During the 1950s, a “ferroelectric ceramic” material, barium titanate, began to replace Rochelle salt in transducers such as microphones and phonograph cartridges. Unlike Rochelle salt, barium titanate did not lose its piezoelectric characteristics when exposed to high heat or humidity.
The first Shure ceramic microphone appeared in the 1957 catalog as the Model 215. Dynamic and electret-type condenser cartridges supplanted crystal and ceramic microphones in the 1960s.
By 1969, the Shure catalog listed just three crystal mics: the Model 715 ($9), the Model 710 ($13), and the Model 777 ($27); $63, $91 and $189 in equivalent costs today. In 1970, Shure discontinued the three remaining models.
Crystal Microphones in the Shure Archives
Since Shure manufactured carbon microphones for over 35 years, there are dozens of artifacts – microphones and microphone parts – in the Shure Archive. Here are a few favorites:
71 Series Handheld Microphones
Making their debut in 1935, the Shure Models 71AS, 71A and 71H were promoted as “Close- Talking” crystal hand microphones, designed to minimize crowd noise in Public Address applications. Models 71AS (with a push-to-talk switch) and 71A (no switch), featured a screw-on “rubber-black-japan” (lacquered) handle, making these models among the first commercially-available handheld microphones.
The 71BS, a non-“Close- Talking” model was added in 1937, but none of the Model 71 microphones appear in the 1938 catalog. However, the sleek appearance of the series lives on today in the Beta 181.
700A, 701A, 702A
The cover of the 1937 Shure Microphones and Accessories catalog reflects the popularity of the Streamline Art Deco design trend in the mass production of everyday products.
These crystal microphones boasted the identical Shure-engineered “outstanding features” – “Ultra” wide-range reproduction, screen-protected cartridge, “Moisture- Sealed” high capacity Grafoil crystal, high output, curvilinear diaphragm – in Spherical, Swivel and “Grille-Type “designs.

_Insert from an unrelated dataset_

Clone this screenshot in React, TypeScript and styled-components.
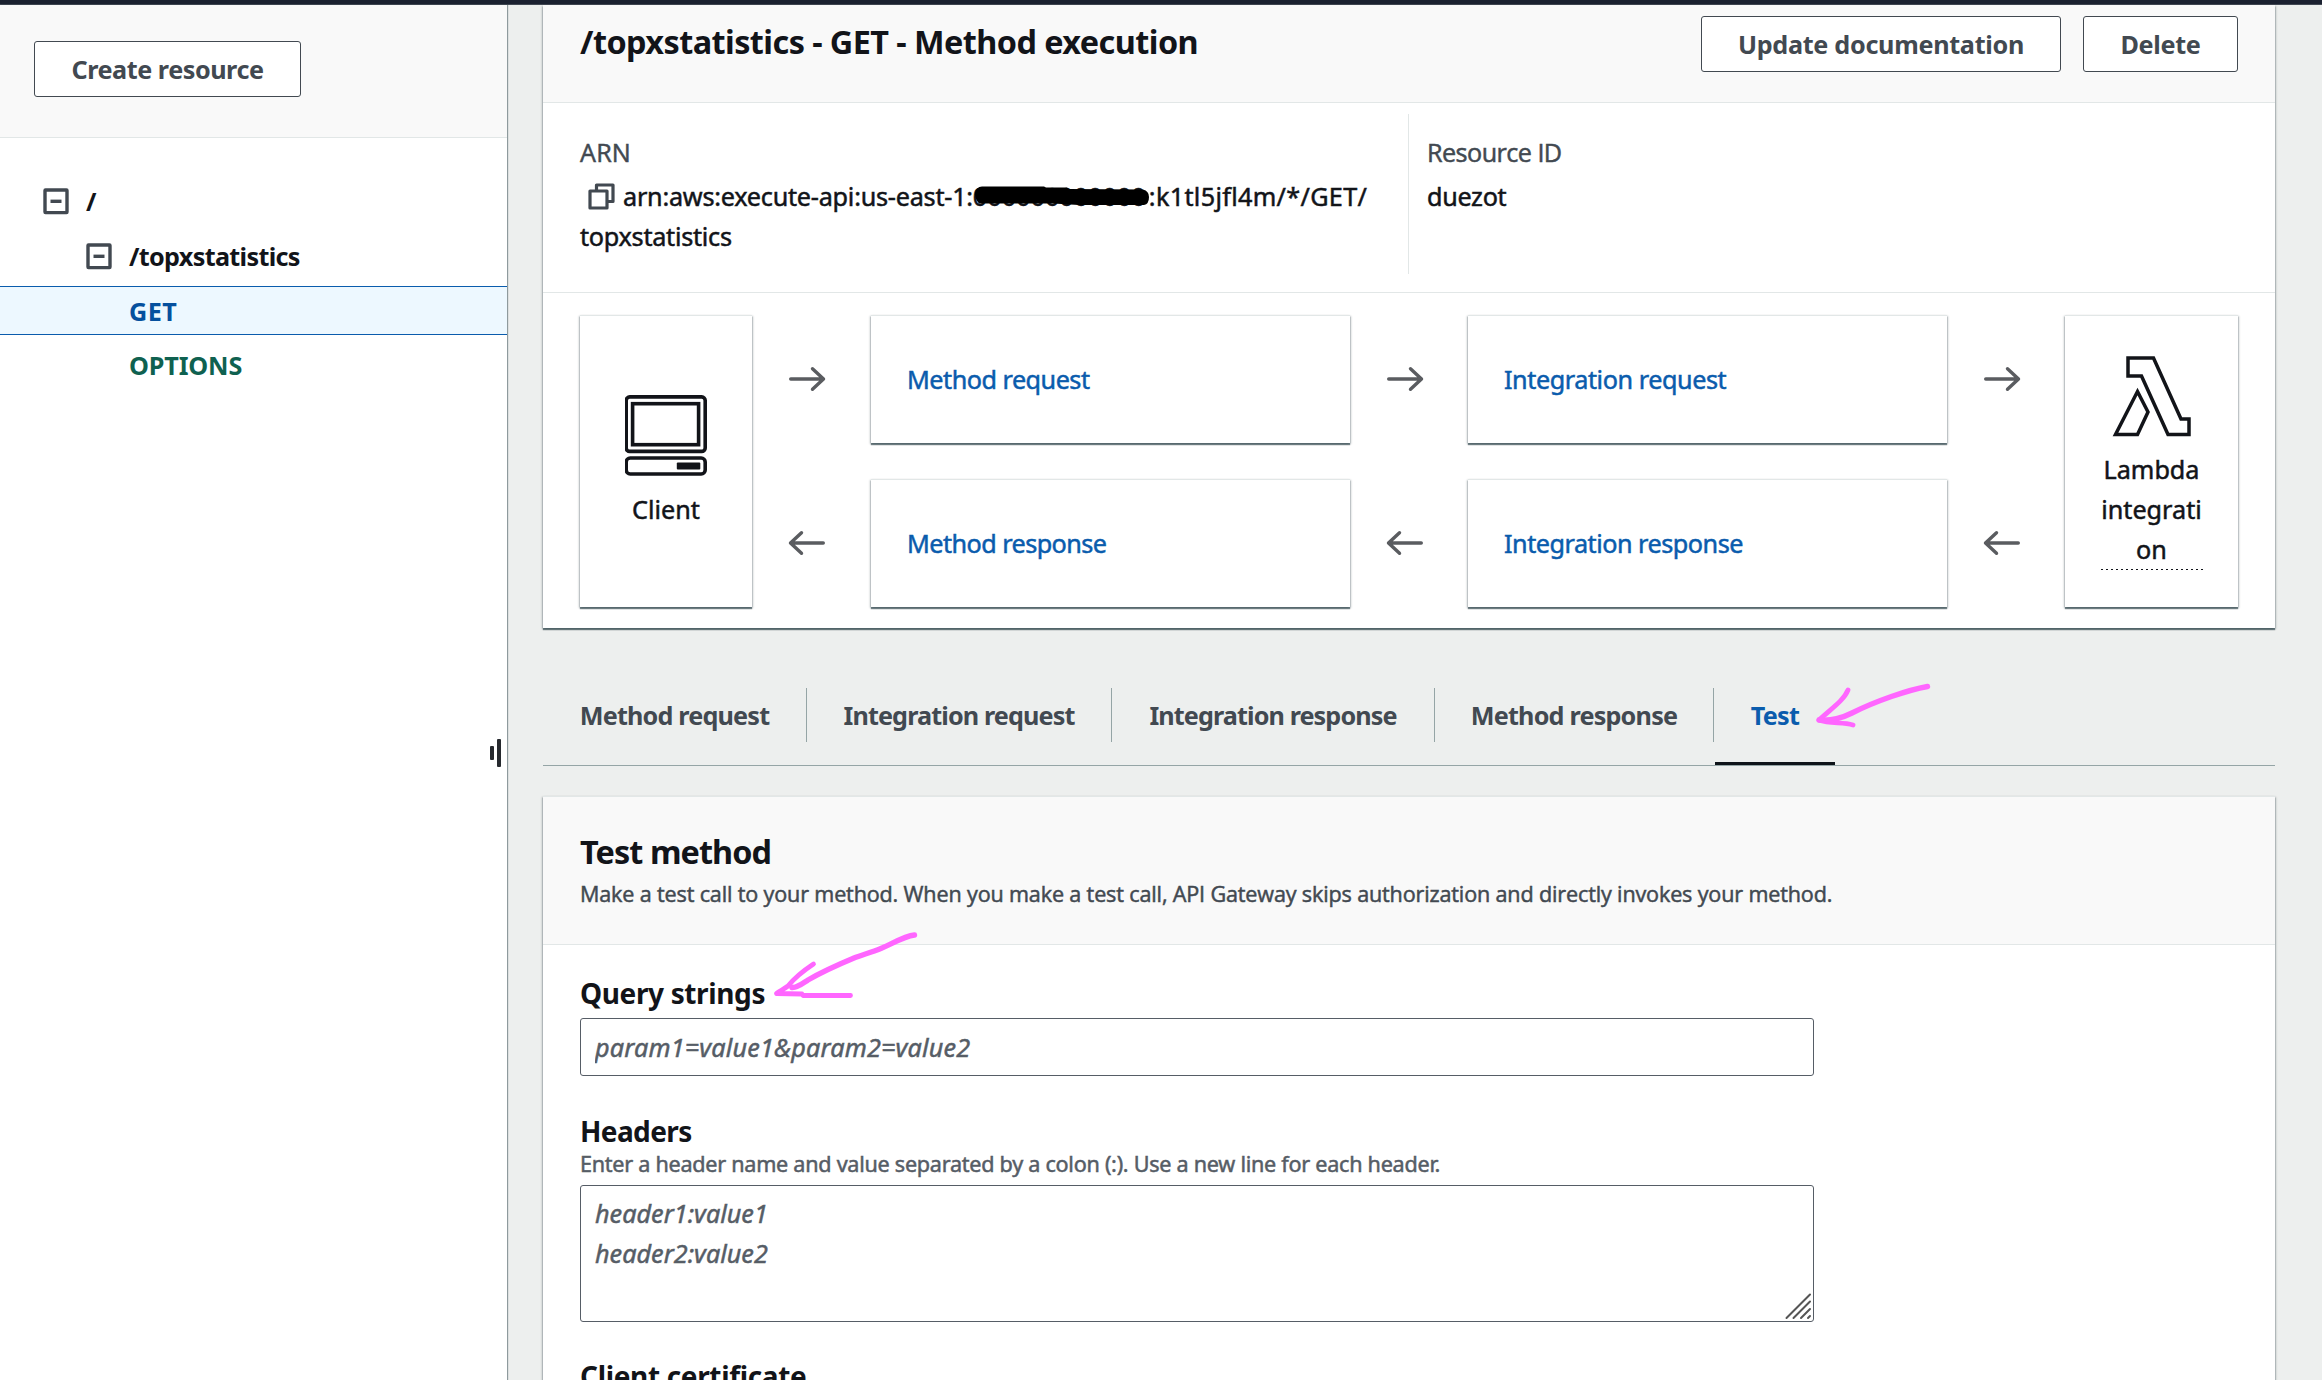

Used in military applications, a Model 700A could have changed the course of history when, on December 7, 1941, a radar operator radioed commanders at Fort Shafer in Honolulu, Hawaii of the presence of Japanese planes 132 miles north of Oahu. The lieutenant taking the message instructed area radar operators to “forget it”.
In 1940, the Model 708A “Stratoliner” joined a family of the Shure microphones with fanciful names that eventually included the Spher-o- Dyne, Rocket, and Monoplex.
The airship (or zeppelin, blimp, dirigible) – inspired design of the Model 708A crystal microphone was shared with the ribbon Model 508 that also debuted that year.
In addition to its sonic qualities, the Shure 1940 catalog touted the 708A’s good looks, stating that it also improved “the appearance of sound set-ups.” Production of these mics was suspended from 1942-1946 to conserve materials for World War II. The 708A was revived after the end of the war.
Remains of the Day
In 1999, Hohner, the German manufacturer of harmonicas, melodicas and accordions, bought the molds (and the last existing piezoelectric salt crystals) from Astatic to continue production of the popular JT-30 Blues Blaster crystal microphone.
Favored by blues harmonica players for its dirty, distorted Chicago blues sound, the rechristened Hohner 1490 Blues Blaster ended its production in 2013.
Shure bulletshaped mics first appeared in 1939. These Bullet mics, appreciated by harmonica players because the case can be comfortably cupped into one’s hands, were available with different elements: crystal, ribbon, controlled magnetic, and moving coil.
In 2020, the Shure 520DX Green Bullet, a moving coil design, endures as a popular blues harp mic.